Served hot, puffy, and smothered in snow-like powdered sugar, Café Du Monde’s beignets have become popularized through literature, folklore, and movies, such as The Princess and the Frog and Chef. With locations around Louisiana (and at one point, even in Japan), the original location in the historic French Quarter remains its most popular. Overlooking architectural marvels and jazz street players, visitors from all over the world can catch a bit of the Mississippi River breeze while enjoying one of the city’s oldest delights. Originally opened as a coffee stand, the café also serves other New Orleans favorites, including chicory coffee—which has a slightly chocolatey, nutty flavor—and coffee served “au lait,” with hot milk. Remaining true to its roots, recipes at the café have reportedly gone unchanged, meaning that guests can be assured that the delicious dining experience they enjoy was likely shared by many who came before them.
Cafe Beignet was opened on Royal Street in the 1990s by a group of close friends, and their idea has since grown into a local chain. It serves breakfast, sandwiches, local specialties like red beans and rice and the muffuletta, a New Orleans–style sandwich of a Sicilian sandwich loaf filled with layers of salami and ham, various cheeses, and an aromatic olive salad. Of course, it also serves the almighty beignet. Note that Cafe Beignet’s pastries are more cakey than Café du Monde’s beignets, showing that there’s no one way to do a beignet.

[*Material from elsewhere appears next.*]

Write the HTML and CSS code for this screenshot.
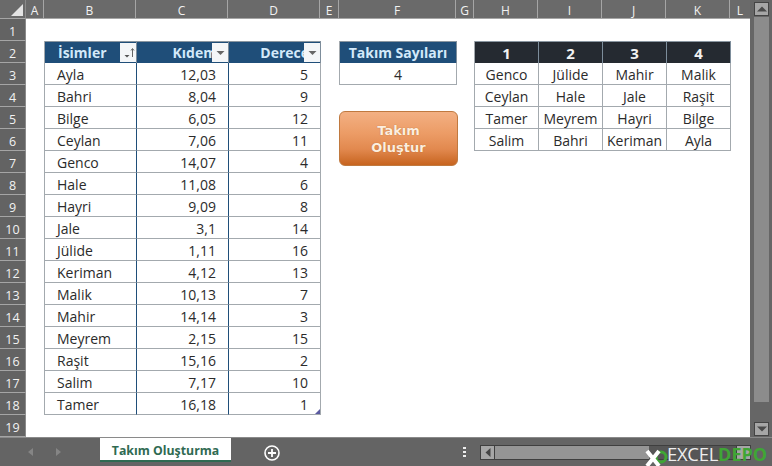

While most associate beignets with powdered sugar, New Orleanians know that there are many ways to enjoy this perfectly fried dough. As the first African American woman to own and operate a praline storefront in New Orleans, owner Lorretta Harrison takes this to heart: Loretta’s Authentic Pralines serves nationally recognized pecan pralines, cookies, and other sweets, like its innovative beignets. Just a few of the varieties that keep patrons coming back? Breakfast beignets with sausage or bacon, egg, and cheese, peanut butter and jelly beignets, burger beignets, and praline beignets, which includes mouthfuls of fried beignet dough complimented with melted praline.
“It’s beignets for days,” says Cynthia Tate, Harrison’s niece and a shop worker. “Whatever it is, it’s freshly made and made with love.”
Plant-based restaurant Seed has taken local favorites like po’boys and gumbo and turned them into vegan delights. Seafood gumbo becomes mushroom gumbo, po’boys are filled with eggplant, and grits are served with saucy seitan. And no, it didn’t forget about the beignets. Still deep-fried, the restaurant takes its own spin on the pastry, opting for a vegan, dairy-free dough, and serving them with a coffee crème anglaise.